The Reflective Essay
A reflective essay is often used to see how well you understand a book, class, or field trip. Your writing ought to show that you have thought about the subject deeply. If you add personal anecdotes or other personal observations that connect your experience to the topic, then the reader will be more likely to believe that you have considered the assigned material. You become more believable.
Using a Grading Rubric Helps the Student and Teacher
Rubrics are used to help students understand grading criteria and teachers to feel confident when grading a subjective subject like writing essays. When students use rubrics they often do better over the course of a semester or school year.

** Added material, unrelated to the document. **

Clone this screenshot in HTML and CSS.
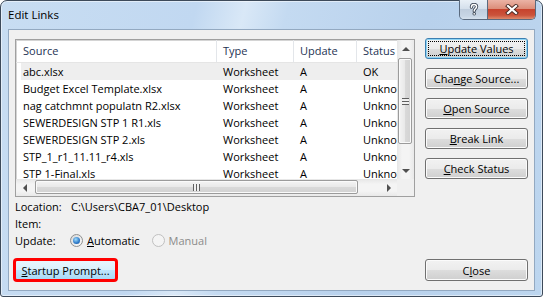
FILE: index.html
```html
<!DOCTYPE html>
<html lang="en">
  <head>
    <meta charset="UTF-8" />
    <meta name="viewport" content="width=device-width, initial-scale=1.0" />
    <title>Edit Links</title>
    <link rel="stylesheet" href="styles.css">
  </head>
  <body>
    <div class="window">
      <div class="titlebar">
        <span class="title">Edit Links</span>
        <div class="caption-buttons">
          <span class="cap help">
            <svg width="10" height="13" viewBox="0 0 10 13">
              <path d="M2.4 4.2C2.4 2.4 3.6 1.5 5 1.5C6.5 1.5 7.6 2.4 7.6 3.8C7.6 5.5 5.2 5.7 5.2 8" fill="none" stroke="#3b4654" stroke-width="3.2" stroke-linecap="round"/>
              <circle cx="5.2" cy="10.8" r="1.7" fill="#3b4654"/>
              <path d="M2.4 4.2C2.4 2.4 3.6 1.5 5 1.5C6.5 1.5 7.6 2.4 7.6 3.8C7.6 5.5 5.2 5.7 5.2 8" fill="none" stroke="#fff" stroke-width="1.5" stroke-linecap="round"/>
              <circle cx="5.2" cy="10.8" r="0.9" fill="#fff"/>
            </svg>
          </span>
          <span class="cap close">
            <svg width="14" height="11" viewBox="0 0 14 11">
              <path d="M3 2L11 9M11 2L3 9" stroke="#4a2a24" stroke-width="4" stroke-linecap="square"/>
              <path d="M3 2L11 9M11 2L3 9" stroke="#fff" stroke-width="2.2" stroke-linecap="square"/>
            </svg>
          </span>
        </div>
      </div>

      <div class="client">
        <div class="main">
          <div class="listbox">
            <div class="list-area">
              <div class="list-header">
                <span class="hcell">Source</span>
                <span class="hcell">Type</span>
                <span class="hcell">Update</span>
                <span class="hcell">Status</span>
              </div>
              <div class="list-rows">
                <div class="row selected"><span>abc.xlsx</span><span>Worksheet</span><span>A</span><span>OK</span></div>
                <div class="row"><span>Budget Excel Template.xlsx</span><span>Worksheet</span><span>A</span><span>Unknown</span></div>
                <div class="row"><span>nag catchmnt populatn R2.xlsx</span><span>Worksheet</span><span>A</span><span>Unknown</span></div>
                <div class="row"><span>SEWERDESIGN STP 1 R1.xls</span><span>Worksheet</span><span>A</span><span>Unknown</span></div>
                <div class="row"><span>SEWERDESIGN STP 2.xls</span><span>Worksheet</span><span>A</span><span>Unknown</span></div>
                <div class="row"><span>STP_1_r1_11.11_r4.xls</span><span>Worksheet</span><span>A</span><span>Unknown</span></div>
                <div class="row"><span>STP 1-Final.xls</span><span>Worksheet</span><span>A</span><span>Unknown</span></div>
              </div>
            </div>
            <div class="vscroll">
              <span class="arrow-box"><span class="arrow up"></span></span>
              <span class="vthumb"><span class="grip-v"></span></span>
              <span class="spacer"></span>
              <span class="arrow-box"><span class="arrow down"></span></span>
            </div>
            <div class="hscroll">
              <span class="arrow-box"><span class="arrow left"></span></span>
              <span class="hthumb"><span class="grip-h"></span></span>
              <span class="spacer"></span>
              <span class="arrow-box"><span class="arrow right"></span></span>
            </div>
            <div class="corner"></div>
          </div>

          <div class="side-buttons">
            <button class="btn btn-default"><span class="focus"><u>U</u>pdate Values</span></button>
            <button class="btn">Cha<u>n</u>ge Source...</button>
            <button class="btn"><u>O</u>pen Source</button>
            <button class="btn"><u>B</u>reak Link</button>
            <button class="btn"><u>C</u>heck Status</button>
          </div>
        </div>

        <div class="info">
          <div class="info-row"><span class="label">Location:</span><span>C:\Users\CBA7_01\Desktop</span></div>
          <div class="info-row"><span class="label">Item:</span></div>
          <div class="info-row">
            <span class="label">Update:</span>
            <span class="option">
              <span class="radio"><span class="dot"></span></span>
              <span><u>A</u>utomatic</span>
            </span>
            <span class="option disabled">
              <span class="radio"></span>
              <span>Manual</span>
            </span>
          </div>
        </div>

        <div class="footer">
          <button class="btn btn-wide btn-hot"><u>S</u>tartup Prompt...</button>
          <button class="btn btn-wide">C<u>l</u>ose</button>
        </div>
      </div>
    </div>
  </body>
</html>
```

FILE: styles.css
```css
* {
  box-sizing: border-box;
}

body {
  margin: 0;
  font-family: "Open Sans", "Noto Sans", sans-serif;
  font-size: 11px;
  color: #000;
}

.window {
  width: 543px;
  height: 297px;
  border: 1px solid #3d4a5a;
  border-radius: 7px 7px 3px 3px;
  background: linear-gradient(104deg, #c8ddf2 0%, #c1d8f1 32%, #d9e8f7 40%, #c4daf1 47%, #b8d1ec 70%, #bdd6ef 100%);
  box-shadow: inset 0 0 0 1px rgba(255, 255, 255, 0.5);
  display: flex;
  flex-direction: column;
}

/* barra de titulo */
.titlebar {
  height: 28px;
  display: flex;
  align-items: flex-start;
  padding-left: 7px;
}

.title {
  line-height: 28px;
  font-size: 11.5px;
}

.caption-buttons {
  margin-left: auto;
  margin-right: 6px;
  margin-top: -1px;
  height: 20px;
  display: flex;
  border: 1px solid #5a6a7e;
  border-top: none;
  border-radius: 0 0 5px 5px;
  overflow: hidden;
}

.cap {
  height: 100%;
  display: flex;
  align-items: center;
  justify-content: center;
}

.help {
  width: 28px;
  border-right: 1px solid #5a6a7e;
  background: linear-gradient(#e9f0f7, #d5e0ec 45%, #bfcddd 50%, #c8d6e5 85%, #d6e2ee);
}

.close {
  width: 47px;
  background: linear-gradient(#ebb3a5, #dc8e7a 45%, #c7432d 50%, #cb533b 80%, #de8a6c);
}

/* zona cliente */
.client {
  flex: 1;
  margin: 0 7px 5px;
  background-color: #f0f0f0;
  border: 1px solid #93a9c1;
  padding: 8px 6px 0 6px;
  display: flex;
  flex-direction: column;
}

.main {
  display: flex;
  align-items: flex-start;
}

.listbox {
  width: 400px;
  height: 158px;
  margin-top: 1px;
  border: 1px solid #a0a0a0;
  box-shadow: inset 1px 1px 0 #d4d4d4;
  background-color: #fff;
  display: grid;
  grid-template-columns: 1fr 17px;
  grid-template-rows: 1fr 17px;
}

.list-area {
  overflow: hidden;
  white-space: nowrap;
}

.list-header {
  display: grid;
  grid-template-columns: 201px 77px 63px 60px;
  height: 23px;
  border-bottom: 1px solid #e5e5e5;
  color: #1e3353;
}

.hcell {
  line-height: 22px;
  padding-left: 6px;
  border-right: 1px solid #e3e6ea;
}

.hcell:first-child {
  padding-left: 7px;
}

.list-rows {
  padding-left: 5px;
}

.row {
  display: grid;
  grid-template-columns: 196px 77px 63px 60px;
  height: 17px;
  line-height: 17px;
}

.row span {
  padding-left: 6px;
  overflow: hidden;
}

.row span:first-child {
  padding-left: 2px;
}

.row.selected {
  background-color: #eeeeee;
}

/* barras de desplazamiento */
.vscroll {
  display: flex;
  flex-direction: column;
  background: linear-gradient(90deg, #e6e6e6, #f4f4f4 30%, #f4f4f4 70%, #e9e9e9);
}

.hscroll {
  display: flex;
  background: linear-gradient(#e6e6e6, #f4f4f4 30%, #f4f4f4 70%, #e9e9e9);
}

.corner {
  background-color: #f0f0f0;
}

.spacer {
  flex: 1;
}

.arrow-box {
  width: 17px;
  height: 17px;
  display: flex;
  align-items: center;
  justify-content: center;
}

.arrow {
  width: 0;
  height: 0;
}

.arrow.up {
  border-left: 4px solid transparent;
  border-right: 4px solid transparent;
  border-bottom: 4px solid #505050;
}

.arrow.down {
  border-left: 4px solid transparent;
  border-right: 4px solid transparent;
  border-top: 4px solid #505050;
}

.arrow.left {
  border-top: 4px solid transparent;
  border-bottom: 4px solid transparent;
  border-right: 4px solid #505050;
}

.arrow.right {
  border-top: 4px solid transparent;
  border-bottom: 4px solid transparent;
  border-left: 4px solid #505050;
}

.vthumb {
  height: 86px;
  margin: 1px 2px 0 1px;
  border: 1px solid #9b9b9b;
  border-radius: 2px;
  background: linear-gradient(90deg, #f4f4f4, #e8e8e8 50%, #d9d9d9 51%, #d2d2d2);
  box-shadow: inset 0 0 0 1px #fafafa;
  display: flex;
  align-items: center;
  justify-content: center;
}

.grip-v {
  width: 7px;
  height: 7px;
  background: repeating-linear-gradient(#5f5f5f 0, #5f5f5f 1px, #f0f0f0 1px, #f0f0f0 3px);
}

.hthumb {
  width: 323px;
  margin: 1px 0 2px 2px;
  border: 1px solid #9b9b9b;
  border-radius: 2px;
  background: linear-gradient(#f4f4f4, #e8e8e8 50%, #d9d9d9 51%, #d2d2d2);
  box-shadow: inset 0 0 0 1px #fafafa;
  display: flex;
  align-items: center;
  justify-content: center;
}

.grip-h {
  width: 7px;
  height: 7px;
  background: repeating-linear-gradient(90deg, #5f5f5f 0, #5f5f5f 1px, #f0f0f0 1px, #f0f0f0 3px);
}

/* botones */
.side-buttons {
  margin-left: 10px;
  display: flex;
  flex-direction: column;
  gap: 9px;
}

.btn {
  width: 103px;
  height: 21px;
  padding: 0;
  font: inherit;
  color: #000;
  border: 1px solid #707070;
  border-radius: 3px;
  background: linear-gradient(#f2f2f2 0%, #ebebeb 50%, #dddddd 51%, #cfcfcf 100%);
  box-shadow: inset 0 0 0 1px #fbfbfb;
  display: flex;
  align-items: center;
  justify-content: center;
  white-space: nowrap;
}

.btn-default {
  border-color: #3c7fb1;
  box-shadow: inset 0 0 0 1px #8fd6f6;
  align-items: stretch;
}

.focus {
  flex: 1;
  margin: 2px;
  border: 1px dotted #000;
  display: flex;
  align-items: center;
  justify-content: center;
}

.btn-wide {
  height: 22px;
}

.btn-hot {
  margin-left: -1px;
  border-color: #3c7fb1;
  background: linear-gradient(#eaf6fd 0%, #d9f0fc 50%, #bee6fd 51%, #a7d9f5 100%);
  outline: 3px solid #ff0000;
  outline-offset: -2px;
}

/* informacion */
.info {
  margin-top: 1px;
}

.info-row {
  height: 17px;
  display: flex;
  align-items: center;
}

.label {
  width: 56px;
}

.option {
  display: flex;
  align-items: center;
  gap: 4px;
  margin-right: 13px;
}

.radio {
  width: 13px;
  height: 13px;
  margin-left: -1px;
  border: 1px solid #8e8f8f;
  border-radius: 50%;
  background: linear-gradient(135deg, #d8d8d8, #fbfbfb);
  display: flex;
  align-items: center;
  justify-content: center;
}

.dot {
  width: 7px;
  height: 7px;
  border-radius: 50%;
  background: radial-gradient(circle at 40% 35%, #9fdcfc, #2c78c8 60%, #1b4f8c);
}

.disabled {
  color: #8b8b8b;
}

.disabled .radio {
  border-color: #c0c0c0;
  background: #f4f4f4;
}

.footer {
  margin-top: 10px;
  display: flex;
  justify-content: space-between;
}
```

You can design your own rubric by listing the criteria that will be used to assess performance. Information can be written in charts to explain the points in a rubric. A successful rubric will describe what is expected and how it is to be met. A general guideline for grading a writing assignments might suit your needs or maybe you would like to use a point system this:
Score: 2 Points
- The thesis is clear.
- The mains point are clearly stated
- The conclusion restates the thesis combining mention of main points.
- No grammar or spelling mistakes have been made.
Score: 1 Point
- The thesis is clear.
- The main points are mentioned but no evidence is provided.
- The conclusion does not mention the main points.
- There are several grammar and spelling mistakes.
Showing the expectations to your student changes a subjective assignment like writing to a concrete measurable task. Ask him to keep a copy of the rubric in his notebook. A good rule to follow when grading is to write comments on the assignment before you return it him and limit your comments to the points on the rubric. If he wants to improve his writing he will compare your notes to the rubric and make changes in his next essay.
NOTE: If you use the point system, determine the number of essays you want to assign for the year. The total number of points possible equals 100 %. If you want your student to write ten essays during the school year and a perfect score is 2, then 20 points = 100%.